HJS Financial Planning Update – February 2019

This month we’re highlighting six tax rule changes coming up in 2019/2020 that you should be aware of.

1. Personal allowance changes

One of the standout announcements in the Chancellor’s 2018 Budget was the increase in the personal allowance from £11,850 to £12,500, a year early. The basic-rate tax band is also increasing from £46,350 to £50,000.

What received slightly less focus was the rise in national insurance contributions to 12% on money earned between £46,350 and £50,000, which will negate a lot of the savings from the higher-rate increase.

While the Chancellor has given with one hand, he has taken away with the other, which means in effect not a lot has changed for those paying tax in the higher-rate band. But there is no doubt that the 32 million people for which the personal allowance rise affects will be delighted when it comes into force in April.

Considering the level at which the additional 45% rate of tax kicks in has not changed since it was introduced, a perhaps unforeseen consequence is that fiscal drag is increasingly hitting higher earners in the economy.

 

2. Inheritance Tax

While the tax-free amount for inheritance tax (IHT) will still be £325,000, the additional £125,000 (if passing on the home to a direct descendant or spouse) will rise to £150,000 in April.

However, anyone with an estate valued at more than £2 million will lose that allowance by £1 for every £2 they are over the limit.

A recent Office for Tax Simplification report found IHT far too complicated. This tinkering around the edges, while helping some, will do little to dispel this notion, particularly when it comes to issues arising from complex estates.

 

3. Pensions

In the new tax year, the pensions lifetime allowance rises from £1.03 million to £1.055 million, in line with consumer prices index inflation. Despite rising by £25,000, this will have very little effect when the annual allowance still hovers at £40,000 and goes down to £10,000 for those earning over £210,000 a year.

In recent years, an increasing number of people have actively sought more diversified retirement portfolios, as they look to mitigate the effects of the reduction to the pensions annual allowance and potentially being priced out of the buy-to-let property market. Venture capital trusts, as well as shares qualifying under enterprise investment schemes, are some of the tax-efficient investment vehicles people are increasingly turning to.

 

4. Stamp Duty Relief

The Chancellor announced in last year’s Budget there would be an extension to the stamp duty cut for first-time buyers for shared ownership up to £500,000, backdated to 2017. It is very unusual for Chancellors to make tax changes apply retrospectively. First-time buyers of certain shared ownership properties will be delighted to have a New Year’s gift from HM Revenue and Customs by being able to claim back stamp duty they paid over the last year.

 

5. Capital Gains Tax

On 6 April, the scope of capital gains tax is again being broadened for non-UK tax residents to include disposals of all real estate located in the UK, not just residential property. This can be seen as part of a wider crackdown on landlords, and a number of other changes coming into effect in 2020 will only exacerbate that feeling.
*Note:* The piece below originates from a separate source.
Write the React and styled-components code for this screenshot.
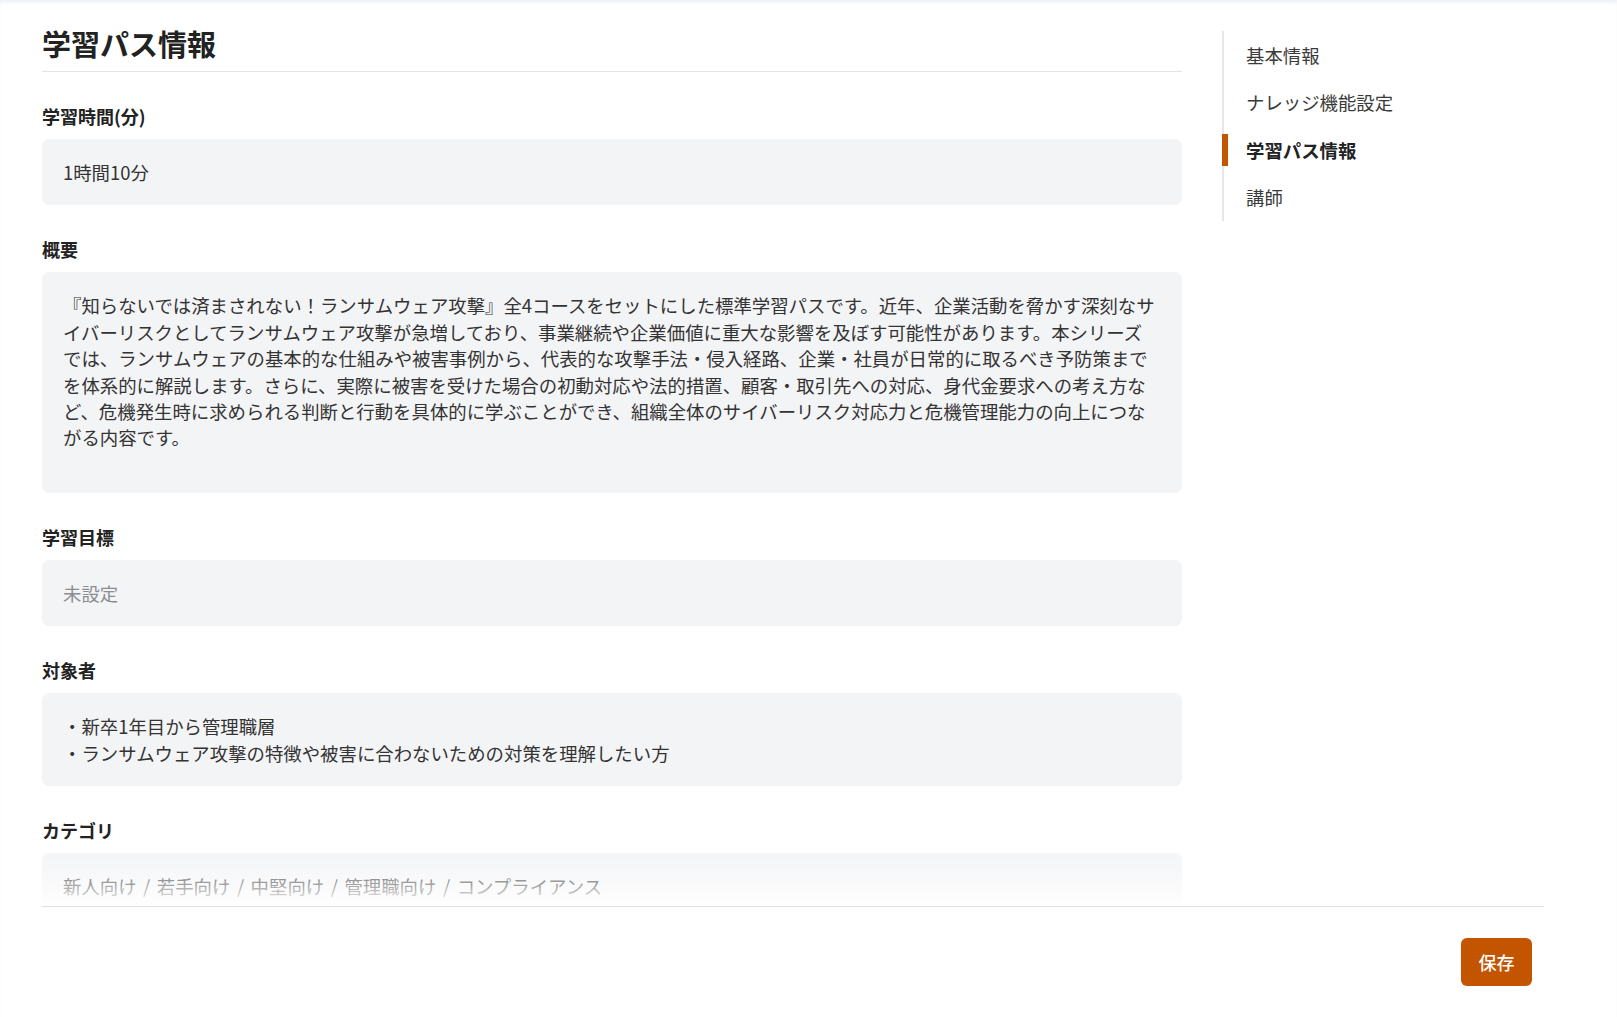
import React from "react";
import styled, { createGlobalStyle } from "styled-components";

const GlobalStyle = createGlobalStyle`
  html, body {
    margin: 0;
    padding: 0;
    background: #fff;
  }
  body {
    font-family: "Noto Sans CJK JP", "Noto Sans", sans-serif;
    color: #333;
  }
`;

const fields = [
  { label: "学習時間(分)", value: "1時間10分" },
  {
    label: "概要",
    value:
      "『知らないでは済まされない！ランサムウェア攻撃』全4コースをセットにした標準学習パスです。近年、企業活動を脅かす深刻なサイバーリスクとしてランサムウェア攻撃が急増しており、事業継続や企業価値に重大な影響を及ぼす可能性があります。本シリーズでは、ランサムウェアの基本的な仕組みや被害事例から、代表的な攻撃手法・侵入経路、企業・社員が日常的に取るべき予防策までを体系的に解説します。さらに、実際に被害を受けた場合の初動対応や法的措置、顧客・取引先への対応、身代金要求への考え方など、危機発生時に求められる判断と行動を具体的に学ぶことができ、組織全体のサイバーリスク対応力と危機管理能力の向上につながる内容です。",
    tall: true,
  },
  { label: "学習目標", value: "未設定", empty: true },
  {
    label: "対象者",
    value: "・新卒1年目から管理職層\n・ランサムウェア攻撃の特徴や被害に合わないための対策を理解したい方",
  },
  { label: "カテゴリ", value: "新人向け / 若手向け / 中堅向け / 管理職向け / コンプライアンス" },
];

const navItems = ["基本情報", "ナレッジ機能設定", "学習パス情報", "講師"];

const App = () => {
  return (
    <>
      <GlobalStyle />
      <Page>
        <Scroll>
          <Row>
            <Main>
              <Title>学習パス情報</Title>
              <Fields>
                {fields.map((f) => (
                  <Field key={f.label}>
                    <Label>{f.label}</Label>
                    <Box $tall={f.tall} $empty={f.empty}>
                      {f.value}
                    </Box>
                  </Field>
                ))}
              </Fields>
            </Main>
            <Side>
              {navItems.map((n) => (
                <NavItem key={n} $active={n === "学習パス情報"}>
                  {n}
                </NavItem>
              ))}
            </Side>
          </Row>
          <Fade />
        </Scroll>
        <Footer>
          <SaveButton>保存</SaveButton>
        </Footer>
      </Page>
    </>
  );
};
export default App;

const Page = styled.div`
  min-height: 1017px;
  box-shadow: inset 0 4px 4px -2px #eceef2;
  padding-left: 42px;
  box-sizing: border-box;
`;

const Scroll = styled.div`
  position: relative;
  width: 1502px;
  height: 906px;
  overflow: hidden;
`;

const Row = styled.div`
  display: flex;
  gap: 40px;
  align-items: flex-start;
`;

const Main = styled.div`
  width: 1140px;
  flex-shrink: 0;
  padding-top: 23px;
`;

const Title = styled.h1`
  margin: 0;
  font-size: 29px;
  line-height: 40px;
  font-weight: 700;
  color: #222;
  padding-bottom: 8px;
  border-bottom: 1px solid #e2e4e8;
`;

const Fields = styled.div`
  display: flex;
  flex-direction: column;
  gap: 31px;
  padding-top: 31px;
`;

const Field = styled.div`
  display: flex;
  flex-direction: column;
  gap: 10px;
`;

const Label = styled.div`
  font-size: 18px;
  line-height: 26px;
  font-weight: 700;
  color: #222;
`;

const Box = styled.div`
  background: #f3f4f6;
  border-radius: 7px;
  padding: 20px 27px ${(p) => (p.$tall ? "42px" : "20px")} 21px;
  font-size: 18.4px;
  line-height: 26.4px;
  word-spacing: 2.4px;
  color: ${(p) => (p.$empty ? "#8a8d92" : "#333")};
  white-space: pre-wrap;
  line-break: strict;
`;

const Side = styled.nav`
  width: 322px;
  margin-top: 31px;
  border-left: 2px solid #e6e7ea;
  display: flex;
  flex-direction: column;
`;

const NavItem = styled.div`
  position: relative;
  height: 47.5px;
  display: flex;
  align-items: center;
  padding-left: 22px;
  font-size: 18.4px;
  font-weight: ${(p) => (p.$active ? 700 : 400)};
  color: ${(p) => (p.$active ? "#222" : "#3a3a3a")};

  &::before {
    content: "";
    display: ${(p) => (p.$active ? "block" : "none")};
    position: absolute;
    left: -2px;
    top: 8px;
    bottom: 8px;
    width: 6px;
    background: #c45500;
  }
`;

const Fade = styled.div`
  position: absolute;
  left: 0;
  right: 0;
  bottom: 0;
  height: 62px;
  background: linear-gradient(
    rgba(255, 255, 255, 0),
    rgba(255, 255, 255, 0.55) 66%,
    #fff
  );
  pointer-events: none;
`;

const Footer = styled.div`
  width: 1502px;
  border-top: 1px solid #dde0e7;
  display: flex;
  justify-content: flex-end;
  padding: 31px 12px 0 0;
  box-sizing: border-box;
`;

const SaveButton = styled.button`
  width: 71px;
  height: 48px;
  border: 0;
  border-radius: 6px;
  background: #c45500;
  color: #fff;
  font-family: "Noto Sans CJK JP", sans-serif;
  font-size: 18px;
  font-weight: 500;
  cursor: pointer;
`;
Come April, much attention will undoubtedly be on Brexit, with the uncertainty a significant concern. However, for most individuals, the tax landscape is a domestic issue and life will certainly carry on, regardless of Brexit.

 

6. Probate Fees (watch this space!)

Currently there is a fixed fee of £215 (or £155 for families who use a solicitor).  However, with effect from April 2019, estates valued at more than £2m will now pay £6,000, while those worth between £1.6m and £2m will pay £5,000 and those between £1m and £1.6m £4,000.

Estates worth between £500,000 and £1m will have to find £2,500, while those in the £50,000 to £300,000 price bracket will pay a more affordable £250. Those valued at less than £50,000 will be exempt compared with the current and lower threshold of £5,000.

According to estimates, one in five families who pay fees will need to find at least £2,500.

This is under some attack at the moment as there is a concern in parliament that this is more of a tax than a fee but the government is using the rules covering fees to bring in such a huge increase in costs.

Therefore, it is not certain this will come into effect in the new tax year but it is likely to happen.